Mas, à medida que raspamos o
planeta das árvores, corremos o risco de secar esses rios aéreos e as terras
que dependem deles para a chuva.
Um crescente corpo de
pesquisa sugere que esse impacto do desmatamento até então negligenciado
poderia, em muitos interiores continentais, diminuir os impactos da mudança
climática global. Poderia secar o Nilo, atrapalhar a monção asiática e ressecar
campos da Argentina ao meio-oeste dos Estados Unidos.
Até recentemente, as
‘pepitas’ de dados que transmitiam tais advertências eram fragmentadas e
frequentemente relegadas a revistas científicas menores. Mas as crescentes
preocupações vieram à tona em relatórios apresentados em dois fóruns florestais
realizados pelas Nações Unidas e pelo governo norueguês nas últimas semanas.
Na Noruega, Michael Wolosin,
do instituto de pesquisa Forest Climate Analytics, e Nancy Harris, do World
Resources Institute, publicaram um estudo que concluiu que “a perda de
florestas tropicais está tendo um impacto maior sobre o clima do que se costuma
entender”. Eles alertaram que o desmatamento em grande escala em qualquer uma
das três principais zonas de floresta tropical do mundo – a bacia do Congo na
África, o sudeste da Ásia e especialmente a Amazônia – poderia interromper o
ciclo da água o suficiente para “representar um risco substancial para a
agricultura nos principais celeiros no meio do caminho”, ao redor do mundo em
partes dos EUA, Índia e China”.
A água que uma única árvore
transpira diariamente tem um efeito refrescante equivalente a dois aparelhos de
ar condicionado domésticos por dia.
E em um documento de referência para o evento da ONU, David Ellison, da Universidade Sueca de Ciências Agrícolas em Uppsala, relatou uma “literatura cada vez mais sofisticada” avaliando “o impacto potencial da cobertura florestal na disponibilidade de água na ampla extensão da superfície terrestre continental”.
É bem conhecido que as emissões de dióxido de carbono do desmatamento adicionam cerca de 10% ao aquecimento global ao reduzir a quantidade de CO2 que as florestas do mundo retiram da atmosfera. Mas os autores de ambos os artigos dizem que esse entendimento sobre os impactos globais do desmatamento tende a eclipsar as descobertas sobre outros impactos climáticos “não relacionados ao carbono” que podem ocorrer intensamente em escalas locais e regionais.

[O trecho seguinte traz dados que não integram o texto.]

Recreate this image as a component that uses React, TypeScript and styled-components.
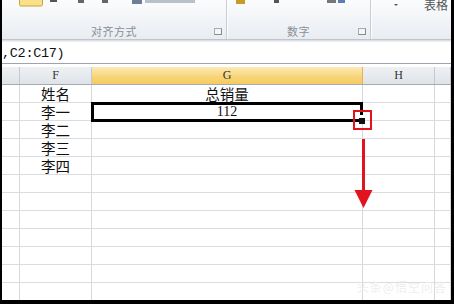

O impacto do desmatamento nas
chuvas é um dos efeitos não relacionados ao carbono mais importantes. Mas há
outros. Por exemplo, florestas saudáveis liberam uma série de compostos
orgânicos voláteis que “têm um efeito geral de resfriamento em nosso clima”,
principalmente bloqueando a entrada de energia solar, diz Dominick Spracklen,
da Universidade de Leeds, na Inglaterra. A remoção de florestas elimina esse
efeito de resfriamento e aumenta o aquecimento, concluiu ele e uma equipe
internacional em um estudo publicado no início deste ano.
Enquanto isso, as florestas
perdidas são geralmente substituídas pela agricultura, que produz suas próprias
emissões. Adicione esses impactos e a contribuição real do desmatamento para o
aquecimento global desde 1850 é de até 40%, concluem Wolosin e Harris. Nesse
ritmo, o desmatamento tropical poderia acrescentar 1,5°C (2,7°F) às
temperaturas globais até 2100 – mesmo que eliminemos as emissões de
combustíveis fósseis amanhã, calcula Natalie Mahowald, da Cornell University.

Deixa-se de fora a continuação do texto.